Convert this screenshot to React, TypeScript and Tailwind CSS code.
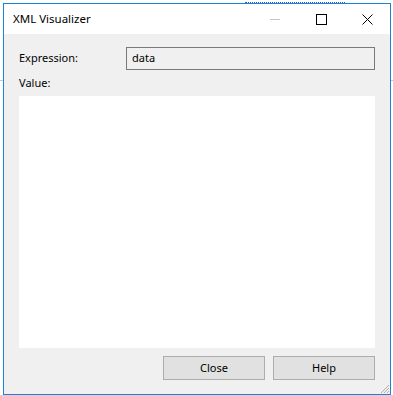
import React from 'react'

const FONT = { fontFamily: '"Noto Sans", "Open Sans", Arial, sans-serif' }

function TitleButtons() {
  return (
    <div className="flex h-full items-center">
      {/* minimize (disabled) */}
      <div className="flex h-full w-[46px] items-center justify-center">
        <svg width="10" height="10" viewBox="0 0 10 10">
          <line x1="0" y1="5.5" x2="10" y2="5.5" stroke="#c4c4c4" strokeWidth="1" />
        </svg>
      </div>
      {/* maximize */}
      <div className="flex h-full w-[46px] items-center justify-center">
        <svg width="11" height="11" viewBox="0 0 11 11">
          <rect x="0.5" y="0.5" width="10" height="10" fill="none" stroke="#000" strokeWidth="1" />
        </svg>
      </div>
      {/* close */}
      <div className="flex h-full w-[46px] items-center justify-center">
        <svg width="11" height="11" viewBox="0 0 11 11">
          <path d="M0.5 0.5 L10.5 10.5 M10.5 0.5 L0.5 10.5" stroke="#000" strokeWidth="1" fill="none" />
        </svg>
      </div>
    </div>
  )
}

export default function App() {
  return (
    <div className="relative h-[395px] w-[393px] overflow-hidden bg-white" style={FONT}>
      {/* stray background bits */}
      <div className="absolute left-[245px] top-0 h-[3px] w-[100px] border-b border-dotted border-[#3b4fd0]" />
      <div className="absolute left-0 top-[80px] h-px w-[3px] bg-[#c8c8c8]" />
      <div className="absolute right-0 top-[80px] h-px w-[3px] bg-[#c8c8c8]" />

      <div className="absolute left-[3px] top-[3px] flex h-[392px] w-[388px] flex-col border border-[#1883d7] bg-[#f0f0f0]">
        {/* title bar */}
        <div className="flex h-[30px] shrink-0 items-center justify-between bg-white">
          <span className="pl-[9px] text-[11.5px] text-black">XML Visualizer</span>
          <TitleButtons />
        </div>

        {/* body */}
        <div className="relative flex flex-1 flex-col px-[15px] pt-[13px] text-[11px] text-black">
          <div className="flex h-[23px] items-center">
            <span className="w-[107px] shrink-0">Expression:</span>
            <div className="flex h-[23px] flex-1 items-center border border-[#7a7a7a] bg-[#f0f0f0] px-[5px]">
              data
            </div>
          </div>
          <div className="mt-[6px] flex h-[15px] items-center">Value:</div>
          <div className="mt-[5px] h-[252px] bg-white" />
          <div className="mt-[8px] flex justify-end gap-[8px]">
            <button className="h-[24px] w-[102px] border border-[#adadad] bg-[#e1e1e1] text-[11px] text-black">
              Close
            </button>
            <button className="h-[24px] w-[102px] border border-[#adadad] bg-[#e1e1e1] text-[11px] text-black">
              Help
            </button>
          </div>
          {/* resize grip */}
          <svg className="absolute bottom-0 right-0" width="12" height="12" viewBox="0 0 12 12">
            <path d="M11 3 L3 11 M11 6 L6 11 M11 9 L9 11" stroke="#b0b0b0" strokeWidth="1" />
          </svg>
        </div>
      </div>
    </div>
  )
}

-=-=-

◆ Given request:
Reproduce all of the material above word for word. Omit the pictures.

◆ Answer below:
Convert this screenshot to React, TypeScript and Tailwind CSS code.
import React from 'react'

const FONT = { fontFamily: '"Noto Sans", "Open Sans", Arial, sans-serif' }

function TitleButtons() {
  return (
    <div className="flex h-full items-center">
      {/* minimize (disabled) */}
      <div className="flex h-full w-[46px] items-center justify-center">
        <svg width="10" height="10" viewBox="0 0 10 10">
          <line x1="0" y1="5.5" x2="10" y2="5.5" stroke="#c4c4c4" strokeWidth="1" />
        </svg>
      </div>
      {/* maximize */}
      <div className="flex h-full w-[46px] items-center justify-center">
        <svg width="11" height="11" viewBox="0 0 11 11">
          <rect x="0.5" y="0.5" width="10" height="10" fill="none" stroke="#000" strokeWidth="1" />
        </svg>
      </div>
      {/* close */}
      <div className="flex h-full w-[46px] items-center justify-center">
        <svg width="11" height="11" viewBox="0 0 11 11">
          <path d="M0.5 0.5 L10.5 10.5 M10.5 0.5 L0.5 10.5" stroke="#000" strokeWidth="1" fill="none" />
        </svg>
      </div>
    </div>
  )
}

export default function App() {
  return (
    <div className="relative h-[395px] w-[393px] overflow-hidden bg-white" style={FONT}>
      {/* stray background bits */}
      <div className="absolute left-[245px] top-0 h-[3px] w-[100px] border-b border-dotted border-[#3b4fd0]" />
      <div className="absolute left-0 top-[80px] h-px w-[3px] bg-[#c8c8c8]" />
      <div className="absolute right-0 top-[80px] h-px w-[3px] bg-[#c8c8c8]" />

      <div className="absolute left-[3px] top-[3px] flex h-[392px] w-[388px] flex-col border border-[#1883d7] bg-[#f0f0f0]">
        {/* title bar */}
        <div className="flex h-[30px] shrink-0 items-center justify-between bg-white">
          <span className="pl-[9px] text-[11.5px] text-black">XML Visualizer</span>
          <TitleButtons />
        </div>

        {/* body */}
        <div className="relative flex flex-1 flex-col px-[15px] pt-[13px] text-[11px] text-black">
          <div className="flex h-[23px] items-center">
            <span className="w-[107px] shrink-0">Expression:</span>
            <div className="flex h-[23px] flex-1 items-center border border-[#7a7a7a] bg-[#f0f0f0] px-[5px]">
              data
            </div>
          </div>
          <div className="mt-[6px] flex h-[15px] items-center">Value:</div>
          <div className="mt-[5px] h-[252px] bg-white" />
          <div className="mt-[8px] flex justify-end gap-[8px]">
            <button className="h-[24px] w-[102px] border border-[#adadad] bg-[#e1e1e1] text-[11px] text-black">
              Close
            </button>
            <button className="h-[24px] w-[102px] border border-[#adadad] bg-[#e1e1e1] text-[11px] text-black">
              Help
            </button>
          </div>
          {/* resize grip */}
          <svg className="absolute bottom-0 right-0" width="12" height="12" viewBox="0 0 12 12">
            <path d="M11 3 L3 11 M11 6 L6 11 M11 9 L9 11" stroke="#b0b0b0" strokeWidth="1" />
          </svg>
        </div>
      </div>
    </div>
  )
}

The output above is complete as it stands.